Und je länger jemand sich nicht getraut, desto mehr Fehler macht er. Welch verheerender Schaden etwa ist mit der Schilder-Geschichte an Bergsteigen und Wanderwegen angerichtet worden! Ja, ja – der Alpenverein war es. Ausrede! Das schlichteste Gemüt verstand, dass die Partei und sogar die Landesregierung zumindest Schmiere standen. Die einsprachig deutsche Beschilderung war der Vertrauensbruch. Am Berg fängt es an, die Italiener bekommen es dort eh nicht mit … So wurde gedacht. Die Italiener bekamen es aber mit. Die Operation „fatti compiuti“, vollendete Tatsachen schaffen, wurde als Schlaumeierei und Falschspiel entlarvt, und seither traut keiner keinem mehr. Landeskundige Italiener (die gibt es!) finden immer neue Verstöße gegen die gebotene Zweisprachigkeit, machen manche Nicht-Namen so zu „ortsüblich gebräuchlichen“ und somit erhaltenswerten, und Alessandro Urzì, der einschlägig Gewiefteste, bringt die Sünden zu Landtagsehren.

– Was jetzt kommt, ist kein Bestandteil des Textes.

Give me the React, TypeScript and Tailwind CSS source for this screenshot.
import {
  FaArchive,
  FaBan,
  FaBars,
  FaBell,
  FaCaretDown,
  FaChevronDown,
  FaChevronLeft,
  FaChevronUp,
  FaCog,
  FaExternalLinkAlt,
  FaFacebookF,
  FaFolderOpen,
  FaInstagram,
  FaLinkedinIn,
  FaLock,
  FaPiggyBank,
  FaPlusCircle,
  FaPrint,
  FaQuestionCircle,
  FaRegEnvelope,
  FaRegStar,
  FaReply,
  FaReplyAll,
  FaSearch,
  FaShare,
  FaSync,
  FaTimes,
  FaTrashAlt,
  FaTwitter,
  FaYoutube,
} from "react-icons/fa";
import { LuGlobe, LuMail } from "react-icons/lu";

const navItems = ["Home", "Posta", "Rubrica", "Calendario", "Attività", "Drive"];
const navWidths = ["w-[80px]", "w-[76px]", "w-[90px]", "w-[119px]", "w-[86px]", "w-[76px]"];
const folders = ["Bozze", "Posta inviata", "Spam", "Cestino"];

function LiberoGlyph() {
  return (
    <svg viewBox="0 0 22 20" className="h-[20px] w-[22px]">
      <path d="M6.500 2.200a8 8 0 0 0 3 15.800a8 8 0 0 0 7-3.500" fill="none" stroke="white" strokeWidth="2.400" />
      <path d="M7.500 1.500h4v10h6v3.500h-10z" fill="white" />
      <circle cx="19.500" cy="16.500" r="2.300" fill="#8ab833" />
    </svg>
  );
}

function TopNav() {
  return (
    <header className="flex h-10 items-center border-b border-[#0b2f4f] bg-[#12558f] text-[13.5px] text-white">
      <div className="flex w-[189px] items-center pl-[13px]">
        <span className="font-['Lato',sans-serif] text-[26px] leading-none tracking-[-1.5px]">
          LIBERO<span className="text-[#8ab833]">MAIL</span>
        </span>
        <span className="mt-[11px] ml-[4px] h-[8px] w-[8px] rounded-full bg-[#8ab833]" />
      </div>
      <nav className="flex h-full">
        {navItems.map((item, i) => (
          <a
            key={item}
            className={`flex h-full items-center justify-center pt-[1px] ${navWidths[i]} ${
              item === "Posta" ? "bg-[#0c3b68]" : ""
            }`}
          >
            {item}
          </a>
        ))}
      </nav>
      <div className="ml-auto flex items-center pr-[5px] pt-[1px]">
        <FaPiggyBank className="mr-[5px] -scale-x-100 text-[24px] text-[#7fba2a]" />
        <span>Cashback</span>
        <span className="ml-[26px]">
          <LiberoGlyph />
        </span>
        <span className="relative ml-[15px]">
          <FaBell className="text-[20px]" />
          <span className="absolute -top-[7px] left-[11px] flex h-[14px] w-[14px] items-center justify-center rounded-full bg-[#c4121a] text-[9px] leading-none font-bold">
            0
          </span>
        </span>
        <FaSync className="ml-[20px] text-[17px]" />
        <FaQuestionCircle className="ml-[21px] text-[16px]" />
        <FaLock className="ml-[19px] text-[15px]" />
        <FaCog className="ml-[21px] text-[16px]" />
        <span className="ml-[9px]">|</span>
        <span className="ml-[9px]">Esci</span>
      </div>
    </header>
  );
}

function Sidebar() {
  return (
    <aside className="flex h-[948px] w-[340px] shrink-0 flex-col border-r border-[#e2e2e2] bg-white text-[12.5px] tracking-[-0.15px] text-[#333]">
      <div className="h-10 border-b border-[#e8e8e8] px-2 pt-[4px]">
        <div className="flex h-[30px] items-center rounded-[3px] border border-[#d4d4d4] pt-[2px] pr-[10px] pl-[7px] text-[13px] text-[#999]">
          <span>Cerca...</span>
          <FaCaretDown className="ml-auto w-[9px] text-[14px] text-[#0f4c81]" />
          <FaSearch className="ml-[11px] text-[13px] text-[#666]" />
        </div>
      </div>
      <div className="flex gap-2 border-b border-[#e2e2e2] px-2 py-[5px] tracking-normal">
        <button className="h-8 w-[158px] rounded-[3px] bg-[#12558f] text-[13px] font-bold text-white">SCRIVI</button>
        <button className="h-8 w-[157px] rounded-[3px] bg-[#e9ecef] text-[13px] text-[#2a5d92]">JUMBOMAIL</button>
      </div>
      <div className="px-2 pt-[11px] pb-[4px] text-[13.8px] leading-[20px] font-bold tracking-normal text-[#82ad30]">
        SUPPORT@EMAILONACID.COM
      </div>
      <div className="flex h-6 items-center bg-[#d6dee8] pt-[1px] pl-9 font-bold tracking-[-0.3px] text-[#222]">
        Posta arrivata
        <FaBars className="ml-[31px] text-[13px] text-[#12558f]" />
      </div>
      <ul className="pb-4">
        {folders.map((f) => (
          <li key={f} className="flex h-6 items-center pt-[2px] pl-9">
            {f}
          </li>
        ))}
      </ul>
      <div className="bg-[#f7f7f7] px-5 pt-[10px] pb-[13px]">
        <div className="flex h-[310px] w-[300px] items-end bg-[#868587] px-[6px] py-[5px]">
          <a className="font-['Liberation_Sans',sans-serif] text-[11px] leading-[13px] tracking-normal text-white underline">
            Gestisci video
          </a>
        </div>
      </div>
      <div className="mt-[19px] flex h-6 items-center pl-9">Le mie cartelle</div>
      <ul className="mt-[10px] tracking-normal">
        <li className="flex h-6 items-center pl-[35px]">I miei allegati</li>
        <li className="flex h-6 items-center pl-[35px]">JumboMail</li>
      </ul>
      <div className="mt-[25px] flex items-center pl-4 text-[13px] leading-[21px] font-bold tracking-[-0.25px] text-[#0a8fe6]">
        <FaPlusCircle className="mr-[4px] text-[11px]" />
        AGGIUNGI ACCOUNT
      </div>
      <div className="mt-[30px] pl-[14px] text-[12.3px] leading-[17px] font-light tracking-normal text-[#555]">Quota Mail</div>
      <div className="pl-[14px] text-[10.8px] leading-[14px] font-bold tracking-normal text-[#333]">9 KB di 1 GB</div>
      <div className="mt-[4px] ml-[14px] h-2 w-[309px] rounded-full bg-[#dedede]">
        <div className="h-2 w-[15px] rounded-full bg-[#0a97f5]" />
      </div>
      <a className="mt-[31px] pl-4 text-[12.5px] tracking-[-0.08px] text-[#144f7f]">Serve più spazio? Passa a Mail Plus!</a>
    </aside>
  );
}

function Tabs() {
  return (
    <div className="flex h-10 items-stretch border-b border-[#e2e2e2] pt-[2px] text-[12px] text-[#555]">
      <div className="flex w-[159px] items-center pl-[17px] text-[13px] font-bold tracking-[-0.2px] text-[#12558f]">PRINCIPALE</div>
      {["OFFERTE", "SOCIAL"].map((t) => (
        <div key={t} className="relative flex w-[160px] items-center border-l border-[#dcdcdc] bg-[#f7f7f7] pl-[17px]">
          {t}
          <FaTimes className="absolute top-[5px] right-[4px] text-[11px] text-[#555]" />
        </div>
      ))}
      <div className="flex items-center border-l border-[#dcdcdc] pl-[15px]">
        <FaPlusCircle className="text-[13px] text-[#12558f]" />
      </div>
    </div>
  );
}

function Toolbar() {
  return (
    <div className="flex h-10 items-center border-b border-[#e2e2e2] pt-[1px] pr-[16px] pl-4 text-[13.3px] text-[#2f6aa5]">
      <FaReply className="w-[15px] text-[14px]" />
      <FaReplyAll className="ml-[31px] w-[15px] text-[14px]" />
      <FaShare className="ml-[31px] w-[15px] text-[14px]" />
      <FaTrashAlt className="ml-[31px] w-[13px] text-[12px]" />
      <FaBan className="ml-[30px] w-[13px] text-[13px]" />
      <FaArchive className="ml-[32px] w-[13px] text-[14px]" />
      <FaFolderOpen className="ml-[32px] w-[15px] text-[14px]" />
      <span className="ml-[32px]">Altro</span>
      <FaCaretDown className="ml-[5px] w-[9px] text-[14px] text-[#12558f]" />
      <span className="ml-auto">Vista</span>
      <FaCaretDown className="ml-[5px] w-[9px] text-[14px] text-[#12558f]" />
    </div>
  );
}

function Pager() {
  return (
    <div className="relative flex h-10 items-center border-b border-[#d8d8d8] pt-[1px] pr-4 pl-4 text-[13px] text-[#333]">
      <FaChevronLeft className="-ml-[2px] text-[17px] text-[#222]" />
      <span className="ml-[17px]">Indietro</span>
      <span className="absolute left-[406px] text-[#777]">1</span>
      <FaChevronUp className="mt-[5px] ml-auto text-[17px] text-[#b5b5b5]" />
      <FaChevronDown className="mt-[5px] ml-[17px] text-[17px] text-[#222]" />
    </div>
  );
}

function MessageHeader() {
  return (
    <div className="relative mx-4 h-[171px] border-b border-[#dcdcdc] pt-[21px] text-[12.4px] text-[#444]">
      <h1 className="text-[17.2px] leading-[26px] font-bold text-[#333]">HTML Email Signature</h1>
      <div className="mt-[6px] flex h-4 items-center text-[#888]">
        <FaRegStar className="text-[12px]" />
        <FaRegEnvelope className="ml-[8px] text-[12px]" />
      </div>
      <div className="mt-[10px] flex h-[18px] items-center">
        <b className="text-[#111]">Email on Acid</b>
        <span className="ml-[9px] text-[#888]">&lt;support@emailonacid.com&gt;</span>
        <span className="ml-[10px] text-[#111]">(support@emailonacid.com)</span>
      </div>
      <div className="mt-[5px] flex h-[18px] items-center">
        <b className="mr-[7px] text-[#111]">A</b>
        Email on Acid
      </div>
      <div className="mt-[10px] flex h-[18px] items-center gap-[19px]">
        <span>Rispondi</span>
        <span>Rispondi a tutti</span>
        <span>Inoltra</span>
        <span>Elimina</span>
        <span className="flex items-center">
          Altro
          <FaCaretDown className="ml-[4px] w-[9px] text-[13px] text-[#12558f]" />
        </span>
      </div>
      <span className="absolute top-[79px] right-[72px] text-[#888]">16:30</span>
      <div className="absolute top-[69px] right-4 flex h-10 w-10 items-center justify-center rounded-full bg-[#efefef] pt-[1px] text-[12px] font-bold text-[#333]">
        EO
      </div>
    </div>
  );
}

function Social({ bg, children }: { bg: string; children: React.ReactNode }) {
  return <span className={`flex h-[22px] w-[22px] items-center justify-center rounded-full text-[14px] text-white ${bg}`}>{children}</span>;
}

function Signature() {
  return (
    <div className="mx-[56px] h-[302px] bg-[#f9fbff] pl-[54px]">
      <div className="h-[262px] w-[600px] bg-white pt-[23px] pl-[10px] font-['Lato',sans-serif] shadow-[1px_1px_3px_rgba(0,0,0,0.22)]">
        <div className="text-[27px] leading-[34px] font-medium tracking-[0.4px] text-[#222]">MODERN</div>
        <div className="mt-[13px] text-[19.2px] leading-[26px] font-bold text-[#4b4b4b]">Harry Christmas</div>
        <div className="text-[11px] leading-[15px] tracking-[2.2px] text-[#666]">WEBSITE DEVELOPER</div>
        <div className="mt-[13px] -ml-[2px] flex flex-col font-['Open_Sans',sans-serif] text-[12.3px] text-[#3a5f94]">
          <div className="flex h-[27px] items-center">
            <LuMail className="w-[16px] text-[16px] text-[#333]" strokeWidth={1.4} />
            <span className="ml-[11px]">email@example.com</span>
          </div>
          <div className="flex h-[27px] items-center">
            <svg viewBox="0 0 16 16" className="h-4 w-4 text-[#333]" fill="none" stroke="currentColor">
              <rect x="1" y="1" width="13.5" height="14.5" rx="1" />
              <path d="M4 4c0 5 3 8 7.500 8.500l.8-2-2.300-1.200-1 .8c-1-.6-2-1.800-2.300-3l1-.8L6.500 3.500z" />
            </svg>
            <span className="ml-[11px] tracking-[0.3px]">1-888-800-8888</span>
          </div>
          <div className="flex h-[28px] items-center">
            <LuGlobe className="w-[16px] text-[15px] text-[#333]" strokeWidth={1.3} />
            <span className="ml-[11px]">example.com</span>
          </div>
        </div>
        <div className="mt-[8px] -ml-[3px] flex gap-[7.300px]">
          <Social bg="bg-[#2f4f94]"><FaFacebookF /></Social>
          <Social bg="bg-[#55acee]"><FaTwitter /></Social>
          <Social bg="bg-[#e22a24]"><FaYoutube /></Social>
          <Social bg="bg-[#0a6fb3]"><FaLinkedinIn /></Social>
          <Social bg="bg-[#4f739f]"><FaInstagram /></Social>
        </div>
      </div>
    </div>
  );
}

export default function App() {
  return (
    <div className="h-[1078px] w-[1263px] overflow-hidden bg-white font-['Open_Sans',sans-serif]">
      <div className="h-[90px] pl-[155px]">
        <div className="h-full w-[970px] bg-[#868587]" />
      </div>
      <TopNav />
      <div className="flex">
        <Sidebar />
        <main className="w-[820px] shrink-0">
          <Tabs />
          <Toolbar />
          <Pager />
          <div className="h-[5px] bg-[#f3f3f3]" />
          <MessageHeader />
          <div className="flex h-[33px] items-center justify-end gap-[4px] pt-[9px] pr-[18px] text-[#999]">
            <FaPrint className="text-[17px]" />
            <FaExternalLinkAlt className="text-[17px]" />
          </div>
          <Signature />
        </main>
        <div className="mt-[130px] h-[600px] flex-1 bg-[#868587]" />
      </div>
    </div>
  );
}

Statt auf den neuen Toponomastik-Don Quichotte Roberto Bizzo dreinzuhauen, sollten Kompatscher und Achammer ihre Vorgänger-Landesregierung und den AVS ins Gebet nehmen. Diese haben jede einvernehmliche Regelung versaut. Der Rest wird mit der unseligen Namenszählerei verdorben. So viele ja, so wenige nein, Liste A den Deutschen zu viel, Liste B den Italienern zu wenig, jetzt hat Pacificator Francesco Palermo eine Liste C nachgereicht – schließma alles ein! -, es wird nichts nützen. Der SVP-Verweser in der Sechserkommission, Karl Zeller, hatte mit dem Vorschlag einer paritätischen Dreier-Expertenkommission (3 deutsch, 3 italienisch, und jede Sprachgruppe muss ieweils mit Mehrheit entscheiden) einen erstaunlich entgegenkommenden Vorschlag akzeptiert. Dann aber kaprizierte er sich bald wieder auf alte Listen („Durnwalder-Fitto, Durnwalder-Delrio), und dahin ist der Kompromiss. Unabhängige, paritätische Expertenkommission und vorgegebene Namenslisten? Ist doch ein Widerspruch in sich.

Was wird sein? Die Italiener, jetzt auch in Gestalt des Südtiroler PD, signalisieren: hart bleiben! Die SVP macht Druck. Beim Verfassungsgericht behängt das Verfahren über das einschlägige Landesgesetz. Der Spruch hätte schon vor drei Jahren erfolgen sollen. Kompatscher und Konsorten fürchten das Schlimmste und haben politisch Aufschub erwirkt, bis das Landesgesetz in den fraglichen Punkten abgeändert ist. Ad infinitum werden die Verfassungshüter nicht warten. Was dann aber? Man wird Verständnis haben müssen dafür, dass die SVP (und von anderen Parteien nicht zu reden) den so genannten tolomeischen „Prontuario“ mit eigenem Landesgesetz nicht anerkennt. Die aufgezwungenen „faschistischen“ Namen erleiden? Notfalls. Sie erklärtermaßen anerkennen? Nie. Die Haltung der Italiener: Vergesetzlicht eure deutschen Namen, wie und wie viele ihr wollt, aber lasst uns die unsrigen. Ein Katz-und-Mausspiel.

Ich glaube nicht mehr an Lösung, aber weiterhin an Nicht-Lösung. Ich weiß, dass mir solches von bestimmter Seite als patriotische Charakterlosigkeit ausgelegt wird. Doch seien wir realistisch: Bei so vielen gelösten Problemen unserer Autonomie, gut gelösten Problem, ist es da nicht zumutbar, dass wir mit einem, einem einzigen!, ungelösten leben müssen? Kann eine Herausforderung sein. Wem der Friede im Land ein Anliegen ist, der wird zugeben: Jede Lösung des Problems schafft ein größeres Problem, als das Problem selber ist. Es bringt nur Unfrieden, und davon haben wir sonst genug.